Deployed apps and the management of configuration files within Splunk also became a growing problem. “Some of their Splunk users had to log into the operating system command line to perform Splunk commands by hand, and it wasn’t comfortable for them,” he went on.
Nicholson determined that the best way to alleviate their challenges was to automate the management of Splunk, which is where DevOps was key. August Schell’s Splunk engineering experts teamed up with the agency personnel to automate manual Splunk processes and create a push-button workflow.
Dreaming Up an Innovative, All-Encompassing DevOps Workflow
Given the nature and amount of processes the customer needed to automate, a multilayered, inventive solution would be necessary. No run-of-the-mill automation tool would create the environment their challenges called for.

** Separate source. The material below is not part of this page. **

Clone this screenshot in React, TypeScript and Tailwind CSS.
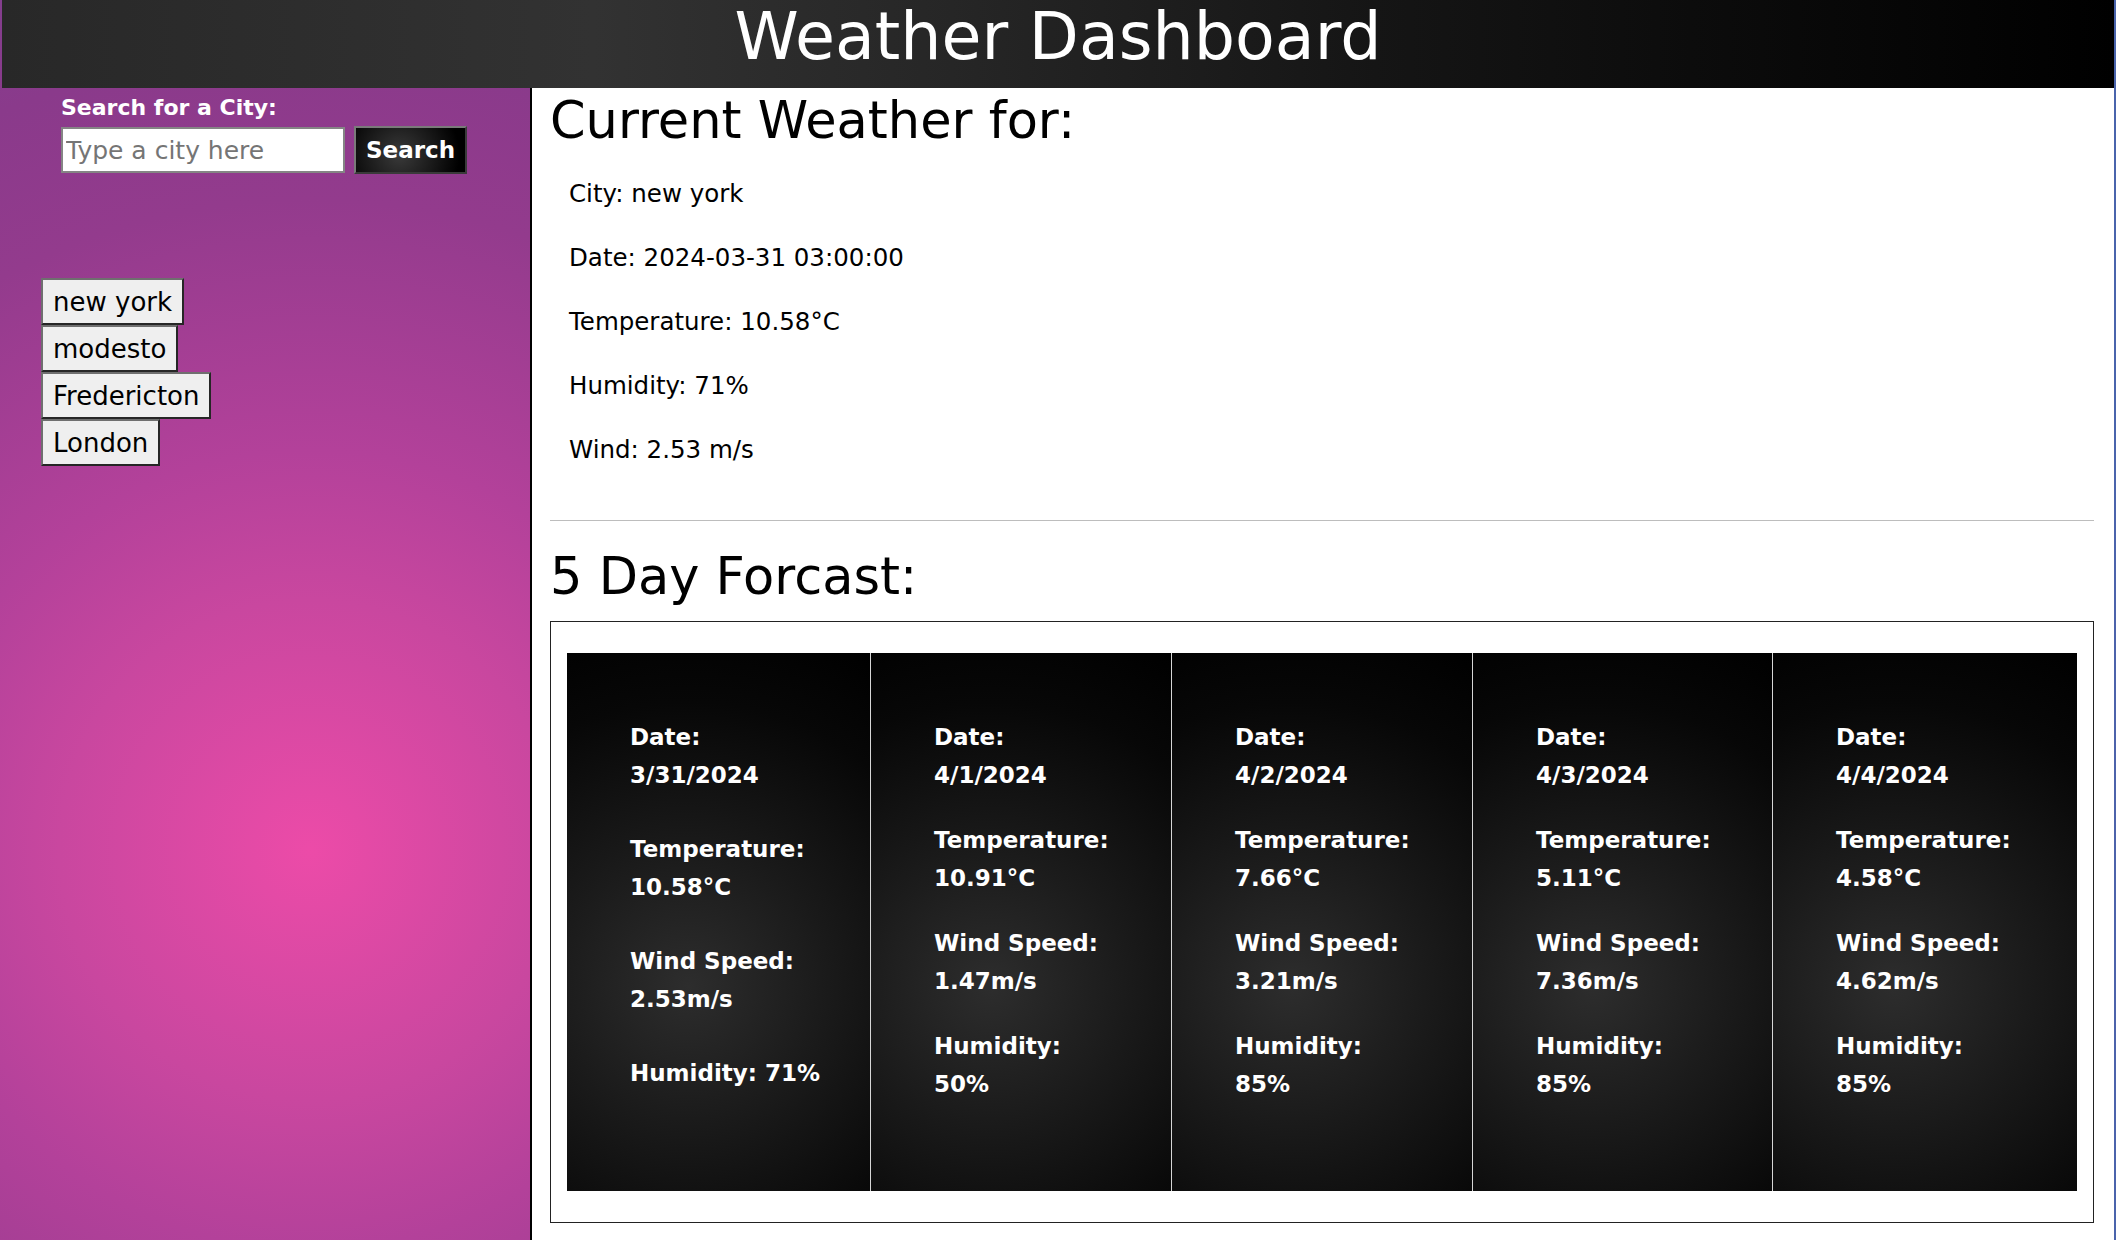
import React from "react";

type Day = { date: string; temp: string; wind: string; hum: string; single?: boolean };

const days: Day[] = [
  { date: "3/31/2024", temp: "10.58°C", wind: "2.53m/s", hum: "71%", single: true },
  { date: "4/1/2024", temp: "10.91°C", wind: "1.47m/s", hum: "50%" },
  { date: "4/2/2024", temp: "7.66°C", wind: "3.21m/s", hum: "85%" },
  { date: "4/3/2024", temp: "5.11°C", wind: "7.36m/s", hum: "85%" },
  { date: "4/4/2024", temp: "4.58°C", wind: "4.62m/s", hum: "85%" },
];

const cities = ["new york", "modesto", "Fredericton", "London"];

function Item({ label, value }: { label: string; value: string }) {
  return (
    <div className="whitespace-nowrap">
      <div>{label}</div>
      <div>{value}</div>
    </div>
  );
}

function Card({ d }: { d: Day }) {
  return (
    <div className="bg-[radial-gradient(circle_at_40%_62%,#2d2d2d_0%,#1b1b1b_35%,#070707_75%,#000_100%)] border-[#d6d6d6]">
      <div
        className={
          "pt-[65px] pl-[63px] flex flex-col text-white font-bold text-[23px] leading-[38px] " +
          (d.single ? "gap-[36px]" : "gap-[27px]")
        }
      >
        <Item label="Date:" value={d.date} />
        <Item label="Temperature:" value={d.temp} />
        <Item label="Wind Speed:" value={d.wind} />
        {d.single ? (
          <div className="whitespace-nowrap">Humidity: {d.hum}</div>
        ) : (
          <Item label="Humidity:" value={d.hum} />
        )}
      </div>
    </div>
  );
}

export default function App() {
  return (
    <div className="min-h-screen w-full px-[2px] flex flex-col font-['DejaVu_Sans',sans-serif] bg-[radial-gradient(circle_at_310px_850px,#ec4ba8_0px,#c9479f_250px,#b3419a_400px,#933b8d_650px,#8a3a8b_800px,#4a64ac_1850px)]">
      <header className="h-[88px] shrink-0 flex justify-center pt-[4px] bg-[linear-gradient(90deg,#282828_0%,#323232_28%,#262626_45%,#151515_65%,#000_100%)]">
        <h1 className="text-[65px] leading-none text-white">Weather Dashboard</h1>
      </header>
      <div className="flex flex-1">
        <aside className="w-[528px] shrink-0 flex flex-col">
          <div className="pl-[59px] pt-[7px]">
            <label className="block font-bold text-[22px] leading-[26px] text-white">
              Search for a City:
            </label>
            <div className="mt-[5px] flex items-center">
              <input
                type="text"
                placeholder="Type a city here"
                className="w-[284px] h-[46px] bg-white border-2 border-[#858585] px-[3px] text-[25px] text-black placeholder:text-[#757575] outline-none"
              />
              <button className="ml-[9px] w-[113px] h-[48px] border-2 border-t-[#7a7a7a] border-l-[#7a7a7a] border-r-[#3a3a3a] border-b-[#3a3a3a] bg-[radial-gradient(circle_at_40%_60%,#3a3a3a,#000_85%)] text-white font-bold text-[23px] flex items-center justify-center">
                Search
              </button>
            </div>
          </div>
          <div className="mt-[104px] pl-[39px] flex flex-col items-start">
            {cities.map((c) => (
              <button
                key={c}
                className="h-[47px] px-[10px] border-2 border-t-[#6f6f6f] border-l-[#6f6f6f] border-r-[#262626] border-b-[#262626] bg-[#efefef] text-black text-[26px] leading-none flex items-center"
              >
                {c}
              </button>
            ))}
          </div>
        </aside>
        <main className="flex-1 bg-white border-l-2 border-black pl-[18px] pr-[20px] pb-[16px]">
          <h2 className="mt-[7px] text-[51px] leading-[51px] text-black">Current Weather for:</h2>
          <div className="mt-[16px] pl-[19px] text-[24.5px] leading-[64px] text-black">
            <div className="h-[64px]">City: new york</div>
            <div className="h-[64px]">Date: 2024-03-31 03:00:00</div>
            <div className="h-[64px]">Temperature: 10.58°C</div>
            <div className="h-[64px]">Humidity: 71%</div>
            <div className="h-[64px]">Wind: 2.53 m/s</div>
          </div>
          <div className="mt-[38px] h-px bg-[#bdbdbd]" />
          <h2 className="mt-[30px] text-[51px] leading-[51px] text-black">5 Day Forcast:</h2>
          <div className="mt-[19px] border border-[#222] px-4 py-[31px]">
            <div className="grid grid-cols-[304fr_301fr_301fr_300fr_304fr] h-[538px] divide-x divide-[#d6d6d6]">
              {days.map((d) => (
                <Card key={d.date} d={d} />
              ))}
            </div>
          </div>
        </main>
      </div>
    </div>
  );
}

“I was determined to find a way to create an environment where you can log in, click a button, and routine tasks are run on each different search head separately: the general search cluster, the security investigation server, and the Splunk deployment server for managing endpoints,” Nicholson recalled.
The customer essentially needed to be able to click a button that would send out application configurations to each different search head cluster automatically and run the command in the background, whether to initiate a restart or a deployment of apps to a cluster.
“Knowing what they needed to accomplish, I selected three separate tools, including Ansible, Jenkins, and GitHub to get the job done,” Nicholson explained.
Building an Unmatched Solution for Splunk Automation
GitHub was first on the list. Nicholson worked tirelessly to ensure repositories were in place for all five search centers, as well as the deployment center. He also included the Splunk apps related to each, allowing the customer’s admins to log into GitHub within a user interface and easily edit configuration files to add new apps or add-ons, rather than editing files directly.
“They can even submit their edits for peer review before it’s committed to the GitHub production repository,” Nicholson said.
Next up was Jenkins and Ansible, brought together to generate the “push-button” feature the customer was looking for. Jenkins is an open source tool used to automate software development builds, and run Ansible Playbooks, a popular scripting language used to create and run automation playbooks. You can also create a schedule to run projects in Jenkins, which then trigger a specific an Ansible playbook to do the actual work.
“I designed an Ansible Playbook for each search and deployment center to pull the apps in the background, from the appropriate GitHub repository, and sync them to the correct deployment center. Once it does that, it sets all executable permissions and runs a particular command to deploy the apps. This allowed the customer to deploy bundles into core Splunk production servers,” Nicholson explained.
Customers would be set up to make edits in GitHub. During change windows, they could easily log into Jenkins, click a button, and watch the percentage complete until it reaches the end.
“Creating these workflows and the controls to execute them has eliminated the need for command line access for Splunk administration, and it provides the ability for peer review before committing to production,” he said.
State-of-the-Art Solution Brings Relief to Splunk Users, Reduces Risk of Human Error
Within a month and a half, the solution was working in production, with all manual processes automated for DevOps through Splunk.
“Originally, I went into this engagement thinking I’d be working on app configuration and implementing Splunk Enterprise Security. But users being uncomfortable with modifying files and working with Splunk from the command line was a major pain point, and to be honest, it was introducing risk into their agency,” Nicholson said. “The gears changed, and while I’m not usually brought into development, I was up to the task of making Splunk easy for them.”
Post-implementation, using an alternative solution to taking the manual processes out of Splunk management made a great difference to the customer. Internal staff were relieved to be released from tasks they didn’t feel confident in executing, while the agency gained peace of mind and stronger security.